The role of Chief Financial Officer (CFO) varies from company to company, but its fundamental importance never wavers. In the modern world, a CFO is no longer just responsible for balancing the books and the ever-increasing facets to the role explains why so many are turning to executive virtual assistants.
As the name suggests, controllership of a company’s finances is one of a CFO’s core responsibilities. From bookkeeping to budgeting, CFOs need to be constantly updated on company-wide financials. They have a duty to digest and evaluate this information, be it for either internal or external consumption.
In short, it’s a time-consuming and laborious mission, which has no margin for error. A financially-astute assistant, such as a Fyxer, can vastly reduce the burden by carrying out a range of tasks, such as analysing statements, inputting data and double-checking balance sheets.
Whether working for a company of 20 or 20,000, CFOs are relied upon by all parts of a business to constantly assess and communicate key financial data. For smaller companies, this may be inter-departmental; for MNCs, this may be inter-continental. In any case, establishing effective lines of communication is crucial.
Fyxers are the perfect conduit. Not only do they provide gatekeeper services, ensuring that access to the CFO is controlled regarding to priorities, but they will build up relationships cross-company to ensure the smooth flow of information. This could be internal logistics, such as providing data to operational managers or performance updates to the CEO, as well as external, such as assuming responsibility for investor relations.
From contracts to leases, tax to audit, insurance renewal to regulatory standards, compliance is a key plank for any CFO. A plank where the volume of work can swell at certain periods of the year.

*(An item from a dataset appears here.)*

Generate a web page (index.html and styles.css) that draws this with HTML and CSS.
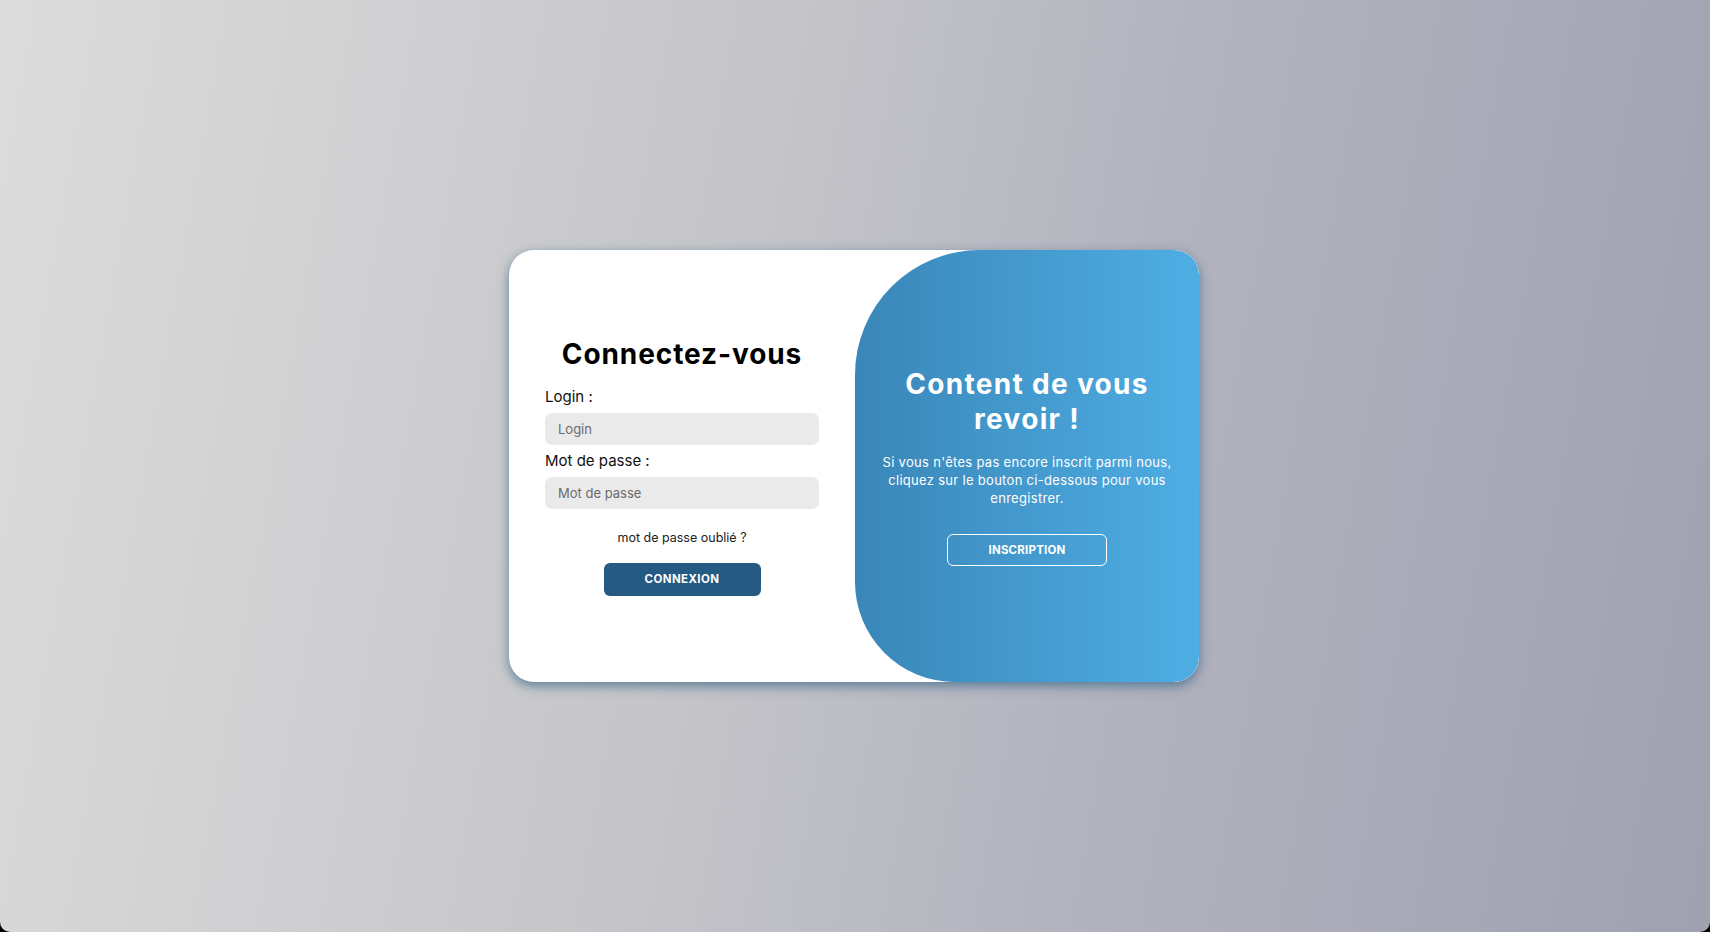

Not only will Fyxers keep on top of compliance needs throughout the year, reducing the chance of a bottleneck period, but as they work on an hourly basis their workload can fluctuate in tandem with their CFO. Whether it’s filling out and paying taxes or supporting an annual corporate insurance renewal process, Fyxers can cut a CFO’s compliance workload in two.
Strategy and growth
Nowadays, modern CFOs have an instrumental role in formulating strategy and growth plans. Responsible for assessing past, present and future finances, CFOs will look to create an economic model that best enables long-term growth.
Fyxers can be a crucial cog in this process. A trusted partner, they can help draft reports or act as a soundboard for ideas. In addition, by carrying out internal research, they can determine which parts of a business are the most efficient: policies can be then introduced to capitalise on this, whilst improving less-productive areas.
As with all executives, time can be a CFO’s nemesis. With pulls on their attention from internal and external sources, one of a Fyxer’s key roles is to free up the CFO’s time, by taking care of all non-critical tasks.
A Fyxer will be the CFO’s first point of administrative support, assuming control of scheduling, calendars, meetings, expenses and travel, as well as internal and external correspondence. They will manage and monitor the CFOs priorities, adapting as they change and constantly striving to increase their CFO’s productivity.
Alongside the CEO, a CFO is under continuous pressure. Investor scrutiny and internal scrutiny. Employee expectations and shareholder expectations. Cutting costs and growing revenue. Having another set of eyes and ears helps make a CFO more efficient, so they can thrive in the areas they are needed most.